Foundation Models for Generalist Geospatial Artificial Intelligence
Jakubik, Johannes, Roy, Sujit, Phillips, C. E., Fraccaro, Paolo, Godwin, Denys, Zadrozny, Bianca, Szwarcman, Daniela, Gomes, Carlos, Nyirjesy, Gabby, Edwards, Blair, Kimura, Daiki, Simumba, Naomi, Chu, Linsong, Mukkavilli, S. Karthik, Lambhate, Devyani, Das, Kamal, Bangalore, Ranjini, Oliveira, Dario, Muszynski, Michal, Ankur, Kumar, Ramasubramanian, Muthukumaran, Gurung, Iksha, Khallaghi, Sam, Hanxi, null, Li, null, Cecil, Michael, Ahmadi, Maryam, Kordi, Fatemeh, Alemohammad, Hamed, Maskey, Manil, Ganti, Raghu, Weldemariam, Kommy, Ramachandran, Rahul
Significant progress in the development of highly adaptable and reusable Artificial Intelligence (AI) models is expected to have a significant impact on Earth science and remote sensing. Foundation models are pre-trained on large unlabeled datasets through self-supervision, and then fine-tuned for various downstream tasks with small labeled datasets. This paper introduces a first-of-a-kind framework for the efficient pre-training and fine-tuning of foundational models on extensive geospatial data.
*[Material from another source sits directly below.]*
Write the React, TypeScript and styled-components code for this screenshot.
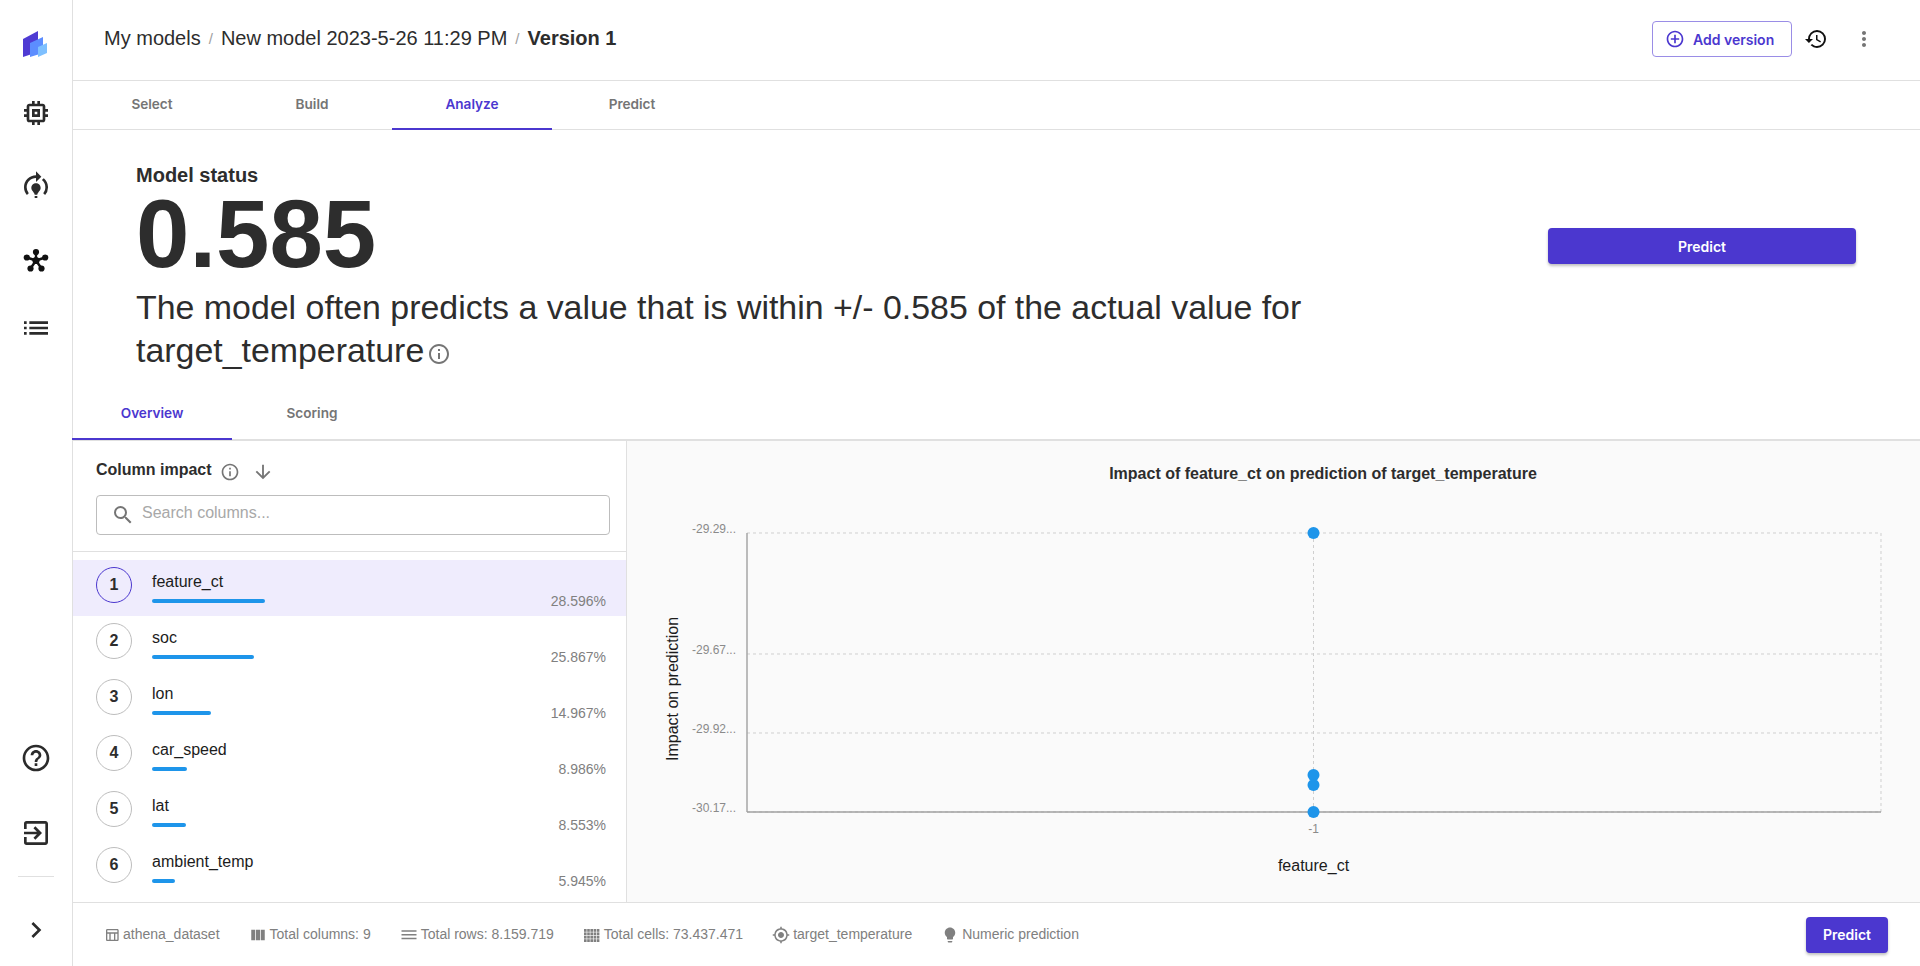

We have utilized this framework to create Prithvi, a transformer-based geospatial foundational model pre-trained on more than 1TB of multispectral satellite imagery from the Harmonized Landsat-Sentinel 2 (HLS) dataset. Our study demonstrates the efficacy of our framework in successfully fine-tuning Prithvi to a range of Earth observation tasks that have not been tackled by previous work on foundation models involving multi-temporal cloud gap imputation, flood mapping, wildfire scar segmentation, and multi-temporal crop segmentation. Our experiments show that the pre-trained model accelerates the fine-tuning process compared to leveraging randomly initialized weights. In addition, pre-trained Prithvi compares well against the state-of-the-art, e.g., outperforming a conditional GAN model in multi-temporal cloud imputation by up to 5pp (or 5.7%) in the structural similarity index. Finally, due to the limited availability of labeled data in the field of Earth observation, we gradually reduce the quantity of available labeled data for refining the model to evaluate data efficiency and demonstrate that data can be decreased significantly without affecting the model's accuracy. The pre-trained 100 million parameter model and corresponding fine-tuning workflows have been released publicly as open source contributions to the global Earth sciences community through Hugging Face.